GIVEN EXERCISE
Restate the whole listing word for word. Pictures are left out.

INFORMATION PROVIDED
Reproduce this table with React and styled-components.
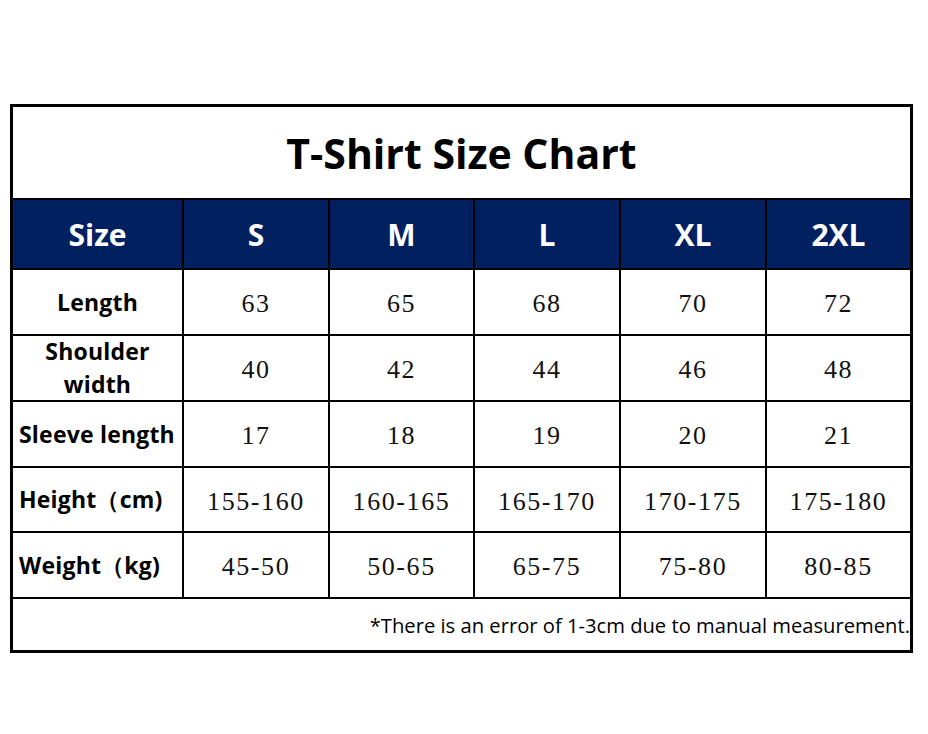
import React from "react";
import styled, { createGlobalStyle } from "styled-components";

const Global = createGlobalStyle`
  html, body { margin: 0; padding: 0; background: #ffffff; }
  body { width: 928px; height: 734px; overflow: hidden; }
`;

const Page = styled.div`
  padding: 104px 0 0 10px;
`;

const Chart = styled.div`
  width: 897px;
  border: 3px solid #000;
  background: #000;
  display: grid;
  grid-template-columns: 169px 144px 143px 144px 144px 143px;
  grid-template-rows: 91px 68px 64px 64px 64px 63px 64px 51px;
  row-gap: 2px;
  column-gap: 2px;
`;

const Title = styled.div`
  grid-column: 1 / -1;
  background: #fff;
  display: flex;
  align-items: center;
  justify-content: center;
  font-family: "Open Sans", "Noto Sans", sans-serif;
  font-weight: 700;
  font-size: 41px;
  color: #000;
`;

const HeadCell = styled.div`
  background: #002060;
  color: #fff;
  display: flex;
  align-items: center;
  justify-content: center;
  font-family: "Open Sans", "Noto Sans", sans-serif;
  font-weight: 700;
  font-size: 30px;
`;

const Label = styled.div`
  background: #fff;
  color: #000;
  display: flex;
  align-items: center;
  justify-content: ${(p) => (p.$left ? "flex-start" : "center")};
  padding-left: ${(p) => (p.$left ? "6px" : "0")};
  text-align: center;
  font-family: "Open Sans", "Noto Sans", sans-serif;
  font-weight: 700;
  font-size: 23px;
  line-height: 33px;
  letter-spacing: 0.2px;
  white-space: pre-line;
`;

const Value = styled.div`
  background: #fff;
  color: #111;
  display: flex;
  align-items: center;
  justify-content: center;
  font-family: "Liberation Serif", "Times New Roman", serif;
  font-size: 26px;
  letter-spacing: 1.6px;
  padding-top: 4px;
`;

const Footer = styled.div`
  grid-column: 1 / -1;
  background: #fff;
  display: flex;
  align-items: center;
  justify-content: flex-end;
  font-family: "Open Sans", "Noto Sans", sans-serif;
  font-size: 20.2px;
  color: #000;
  white-space: nowrap;
  overflow: hidden;
`;

const sizes = ["S", "M", "L", "XL", "2XL"];
const rows = [
  { label: "Length", values: ["63", "65", "68", "70", "72"] },
  { label: "Shoulder\nwidth", values: ["40", "42", "44", "46", "48"] },
  { label: "Sleeve length", values: ["17", "18", "19", "20", "21"], left: true },
  { label: "Height（cm)", values: ["155-160", "160-165", "165-170", "170-175", "175-180"], left: true },
  { label: "Weight（kg)", values: ["45-50", "50-65", "65-75", "75-80", "80-85"], left: true },
];

export default function App() {
  return (
    <Page>
      <Global />
      <Chart>
        <Title>T-Shirt Size Chart</Title>
        <HeadCell>Size</HeadCell>
        {sizes.map((s) => (
          <HeadCell key={s}>{s}</HeadCell>
        ))}
        {rows.map((r) => (
          <React.Fragment key={r.label}>
            <Label $left={r.left}>{r.label}</Label>
            {r.values.map((v, i) => (
              <Value key={i}>{v}</Value>
            ))}
          </React.Fragment>
        ))}
        <Footer>*There is an error of 1-3cm due to manual measurement.</Footer>
      </Chart>
    </Page>
  );
}
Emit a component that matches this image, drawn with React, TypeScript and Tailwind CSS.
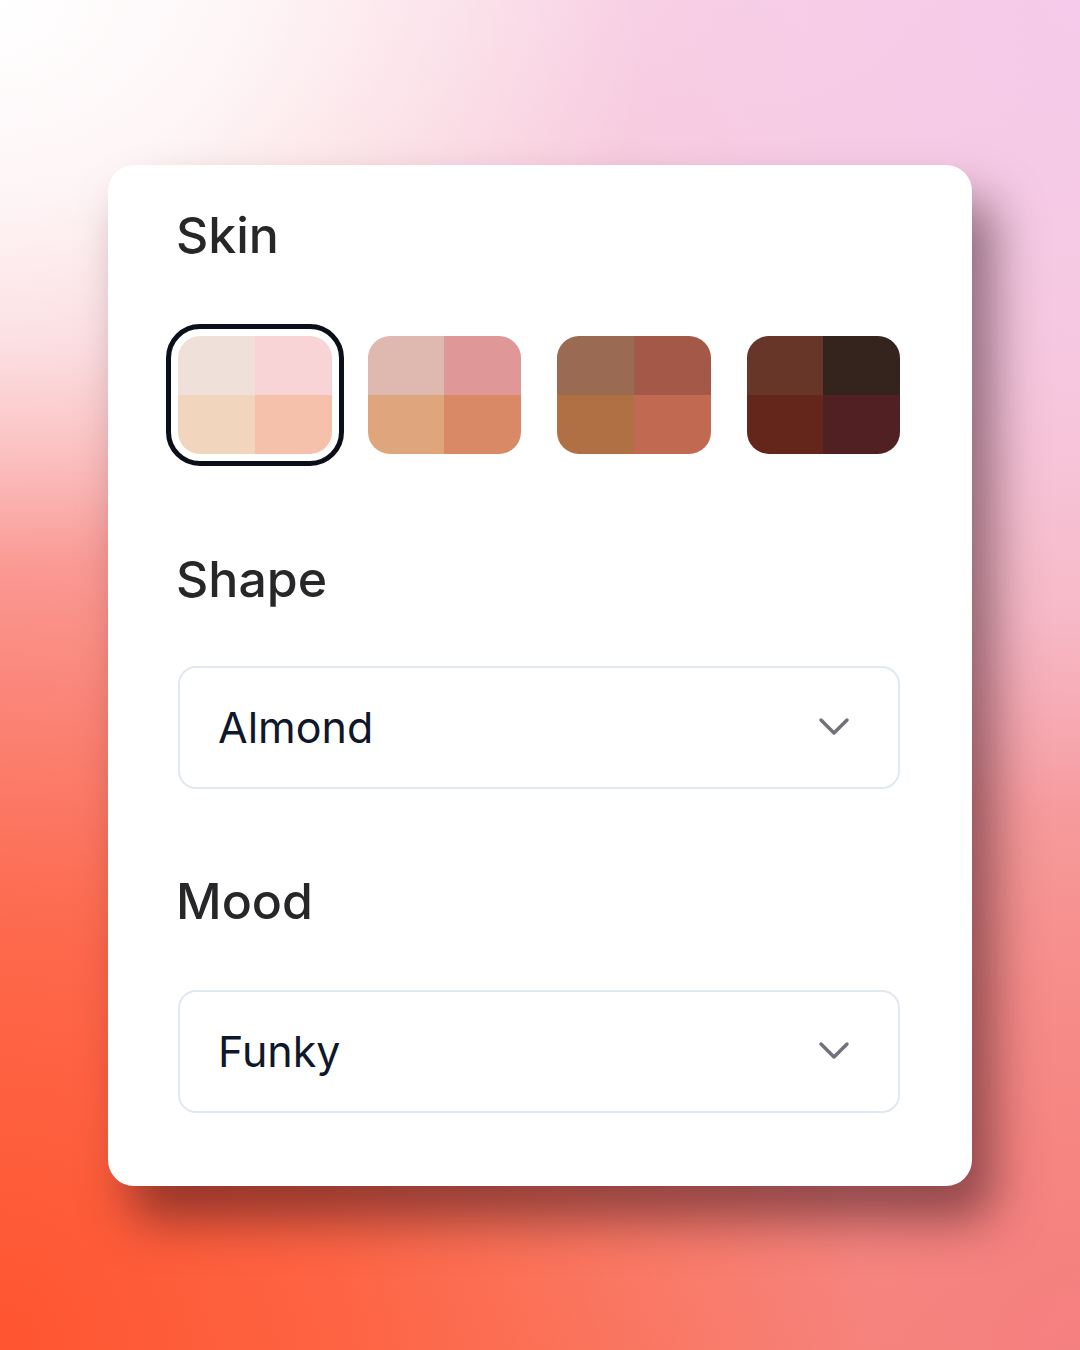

REPLY
Reproduce this table with React and styled-components.
import React from "react";
import styled, { createGlobalStyle } from "styled-components";

const Global = createGlobalStyle`
  html, body { margin: 0; padding: 0; background: #ffffff; }
  body { width: 928px; height: 734px; overflow: hidden; }
`;

const Page = styled.div`
  padding: 104px 0 0 10px;
`;

const Chart = styled.div`
  width: 897px;
  border: 3px solid #000;
  background: #000;
  display: grid;
  grid-template-columns: 169px 144px 143px 144px 144px 143px;
  grid-template-rows: 91px 68px 64px 64px 64px 63px 64px 51px;
  row-gap: 2px;
  column-gap: 2px;
`;

const Title = styled.div`
  grid-column: 1 / -1;
  background: #fff;
  display: flex;
  align-items: center;
  justify-content: center;
  font-family: "Open Sans", "Noto Sans", sans-serif;
  font-weight: 700;
  font-size: 41px;
  color: #000;
`;

const HeadCell = styled.div`
  background: #002060;
  color: #fff;
  display: flex;
  align-items: center;
  justify-content: center;
  font-family: "Open Sans", "Noto Sans", sans-serif;
  font-weight: 700;
  font-size: 30px;
`;

const Label = styled.div`
  background: #fff;
  color: #000;
  display: flex;
  align-items: center;
  justify-content: ${(p) => (p.$left ? "flex-start" : "center")};
  padding-left: ${(p) => (p.$left ? "6px" : "0")};
  text-align: center;
  font-family: "Open Sans", "Noto Sans", sans-serif;
  font-weight: 700;
  font-size: 23px;
  line-height: 33px;
  letter-spacing: 0.2px;
  white-space: pre-line;
`;

const Value = styled.div`
  background: #fff;
  color: #111;
  display: flex;
  align-items: center;
  justify-content: center;
  font-family: "Liberation Serif", "Times New Roman", serif;
  font-size: 26px;
  letter-spacing: 1.6px;
  padding-top: 4px;
`;

const Footer = styled.div`
  grid-column: 1 / -1;
  background: #fff;
  display: flex;
  align-items: center;
  justify-content: flex-end;
  font-family: "Open Sans", "Noto Sans", sans-serif;
  font-size: 20.2px;
  color: #000;
  white-space: nowrap;
  overflow: hidden;
`;

const sizes = ["S", "M", "L", "XL", "2XL"];
const rows = [
  { label: "Length", values: ["63", "65", "68", "70", "72"] },
  { label: "Shoulder\nwidth", values: ["40", "42", "44", "46", "48"] },
  { label: "Sleeve length", values: ["17", "18", "19", "20", "21"], left: true },
  { label: "Height（cm)", values: ["155-160", "160-165", "165-170", "170-175", "175-180"], left: true },
  { label: "Weight（kg)", values: ["45-50", "50-65", "65-75", "75-80", "80-85"], left: true },
];

export default function App() {
  return (
    <Page>
      <Global />
      <Chart>
        <Title>T-Shirt Size Chart</Title>
        <HeadCell>Size</HeadCell>
        {sizes.map((s) => (
          <HeadCell key={s}>{s}</HeadCell>
        ))}
        {rows.map((r) => (
          <React.Fragment key={r.label}>
            <Label $left={r.left}>{r.label}</Label>
            {r.values.map((v, i) => (
              <Value key={i}>{v}</Value>
            ))}
          </React.Fragment>
        ))}
        <Footer>*There is an error of 1-3cm due to manual measurement.</Footer>
      </Chart>
    </Page>
  );
}
Emit a component that matches this image, drawn with React, TypeScript and Tailwind CSS.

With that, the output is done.